◆ **Supplied information**:
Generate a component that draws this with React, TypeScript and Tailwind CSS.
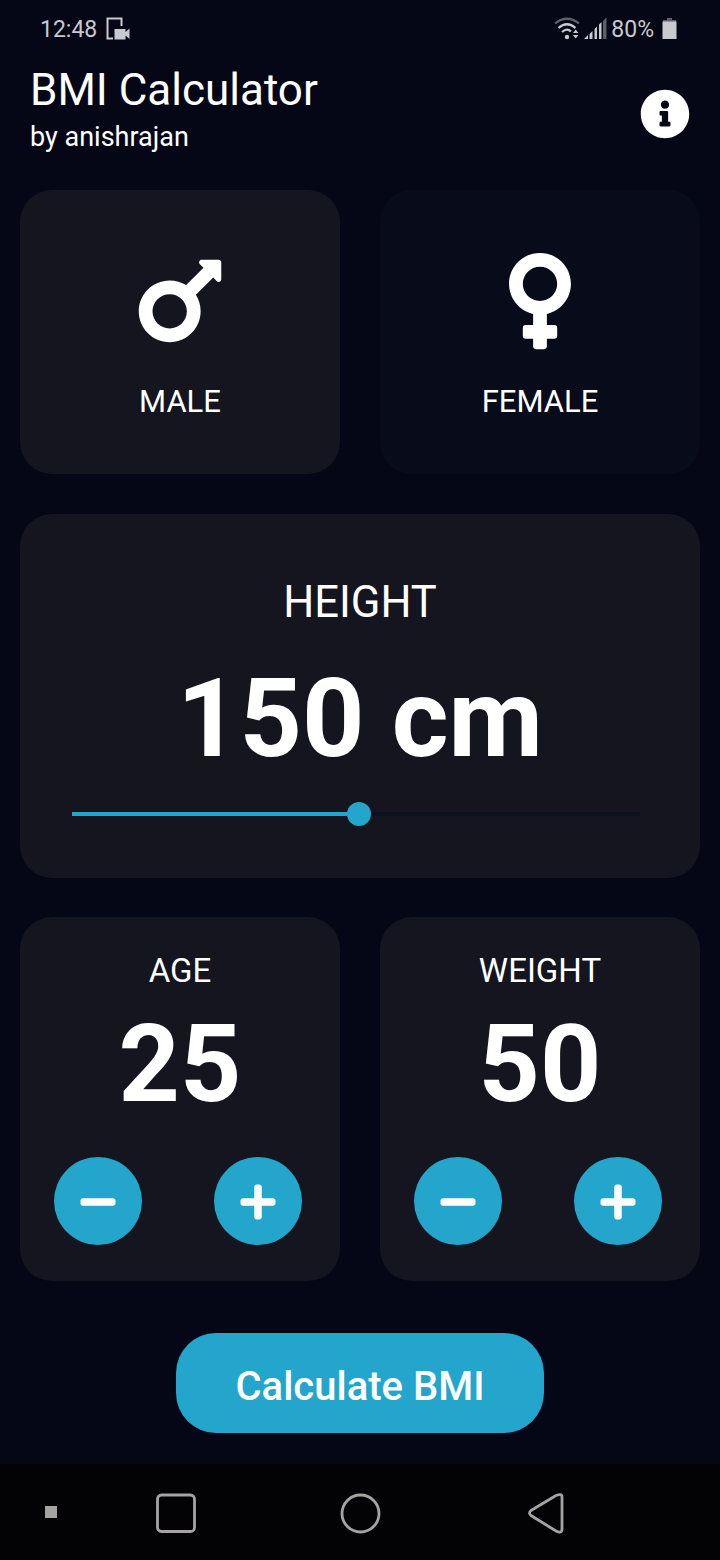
import type { ReactNode } from "react";
import { FaInfoCircle, FaMars, FaVenus, FaMinus, FaPlus } from "react-icons/fa";

function StatusBar() {
  return (
    <div className="flex h-[58px] shrink-0 items-center justify-between pl-10 pr-[43px] text-[23px] leading-none text-[#c9c9cf]">
      <div className="flex items-center gap-[9px]">
        <span>12:48</span>
        <svg width="24" height="24" viewBox="0 0 24 24" fill="none">
          <path d="M7 21.500H1.500V1.500H15.500V9" stroke="currentColor" strokeWidth="2" />
          <path d="M8.500 12h11v3l4-3.500v10.500l-4-3.500v4h-11z" fill="currentColor" />
        </svg>
      </div>
      <div className="flex items-center">
        <svg width="26" height="24" viewBox="0 0 26 24" fill="none" stroke="currentColor" strokeWidth="2.2">
          <path d="M1 6.500Q13-3 25 6.500" opacity=".45" />
          <path d="M4.500 11Q13 3.500 21.500 11" />
          <path d="M8 15Q13 10.500 17 14.500" />
          <circle cx="13" cy="20" r="2.200" fill="currentColor" stroke="none" />
          <path d="M19 16l2.700-3.500 2.700 3.500zM19 18l2.700 3.500 2.700-3.500z" fill="currentColor" stroke="none" />
        </svg>
        <svg className="ml-1" width="23" height="24" viewBox="0 0 23 24" fill="currentColor">
          <path d="M0 22l4-4v4zM5.500 17l3-3v8h-3zM10.500 12l2.500-2.500V22h-2.500zM15 7.500L17.500 5v17H15z" />
          <path d="M19 4l3.500-3.500V22H19z" opacity=".45" />
        </svg>
        <span className="ml-[4px]">80%</span>
        <svg className="ml-[8px]" width="15" height="24" viewBox="0 0 15 24" fill="currentColor">
          <path d="M1 3h4V1h5v2h4v2H1z" opacity=".45" />
          <path d="M.5 4.500h14V22H.5z" />
        </svg>
      </div>
    </div>
  );
}

function GenderCard({ label, className, children }: { label: string; className: string; children: ReactNode }) {
  return (
    <button className={`flex h-[284px] w-80 flex-col items-center rounded-[32px] pt-[60px] ${className}`}>
      <span className="flex h-[102px] items-center">{children}</span>
      <span className="mt-[31px] text-[31px] leading-[38px]">{label}</span>
    </button>
  );
}

function Counter({ label, value }: { label: string; value: number }) {
  return (
    <section className="flex h-[364px] w-80 flex-col items-center rounded-[32px] bg-[#14151e] pt-[34px]">
      <h2 className="text-[33px] leading-10">{label}</h2>
      <p className="mt-[11px] text-[107px] font-bold leading-[126px]">{value}</p>
      <div className="mt-[29px] flex w-full justify-between pl-[34px] pr-[38px]">
        <button aria-label={`Decrease ${label}`} className="flex size-[88px] items-center justify-center rounded-full bg-[#24a6cc]">
          <FaMinus size={40} className="translate-y-px" />
        </button>
        <button aria-label={`Increase ${label}`} className="flex size-[88px] items-center justify-center rounded-full bg-[#24a6cc]">
          <FaPlus size={40} className="translate-y-px" />
        </button>
      </div>
    </section>
  );
}

export default function App() {
  return (
    <div className="flex h-[1560px] w-[720px] flex-col overflow-hidden bg-[#050716] font-['Roboto',sans-serif] text-white">
      <StatusBar />
      <header className="flex h-[132px] shrink-0 items-start justify-between pl-[30px] pr-[30px] pt-[6px]">
        <div>
          <h1 className="text-[44px] leading-[52px]">BMI Calculator</h1>
          <p className="mt-[5px] text-[27px] leading-8">by anishrajan</p>
        </div>
        <FaInfoCircle size={50} className="mt-[25px]" />
      </header>
      <main className="flex flex-1 flex-col items-center px-5">
        <div className="flex w-full justify-between">
          <GenderCard label="MALE" className="bg-[#14151e]"><FaMars size={110} /></GenderCard>
          <GenderCard label="FEMALE" className="bg-[#080b19]"><FaVenus size={110} /></GenderCard>
        </div>
        <section className="mt-10 flex h-[364px] w-full flex-col rounded-[32px] bg-[#14151e] pt-[63px]">
          <h2 className="text-center text-[43.500px] leading-[52px]">HEIGHT</h2>
          <p className="mt-6 text-center text-[109px] font-bold leading-[132px]">150 cm</p>
          <div className="ml-[52px] mt-[17px] flex h-6 w-[568px] items-center">
            <div className="h-1 w-[275px] bg-[#24a6cc]" />
            <div className="size-6 rounded-full bg-[#24a6cc]" />
            <div className="h-1 flex-1 bg-[#0a101c]" />
          </div>
        </section>
        <div className="mt-[39px] flex w-full justify-between">
          <Counter label="AGE" value={25} />
          <Counter label="WEIGHT" value={50} />
        </div>
        <button className="mt-[52px] h-[100px] w-[368px] rounded-[40px] bg-[#24a6cc] pt-[8px] text-[40px] font-medium">Calculate BMI</button>
      </main>
      <nav className="flex h-[96px] shrink-0 items-center bg-[#030305] text-[#a6a4a3]">
        <div className="ml-[45px] size-3 bg-current" />
        <svg className="ml-[98px] mt-px" width="42" height="42" viewBox="0 0 42 42" fill="none" stroke="currentColor" strokeWidth="2.800">
          <rect x="2.500" y="3" width="37" height="36.500" rx="4" />
        </svg>
        <svg className="ml-[143px] mt-px" width="42" height="42" viewBox="0 0 42 42" fill="none" stroke="currentColor" strokeWidth="2.800">
          <circle cx="20.500" cy="21.500" r="18.500" />
        </svg>
        <svg className="ml-[145px] mt-px" width="42" height="42" viewBox="0 0 42 42" fill="none" stroke="currentColor" strokeWidth="2.800">
          <path d="M4 18.500L29 3.500Q35 1 35 5V37Q35 42 29 39L4 23.500Q1 21 4 18.500Z" />
        </svg>
      </nav>
    </div>
  );
}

◆ **Exercise description**:
Exactly restate the lines from the beginning of the data through the line with "FaVenus, FaMinus, FaPlus", and no others, keeping pictures out.

◆ **In response**:
Generate a component that draws this with React, TypeScript and Tailwind CSS.
import type { ReactNode } from "react";
import { FaInfoCircle, FaMars, FaVenus, FaMinus, FaPlus } from "react-icons/fa";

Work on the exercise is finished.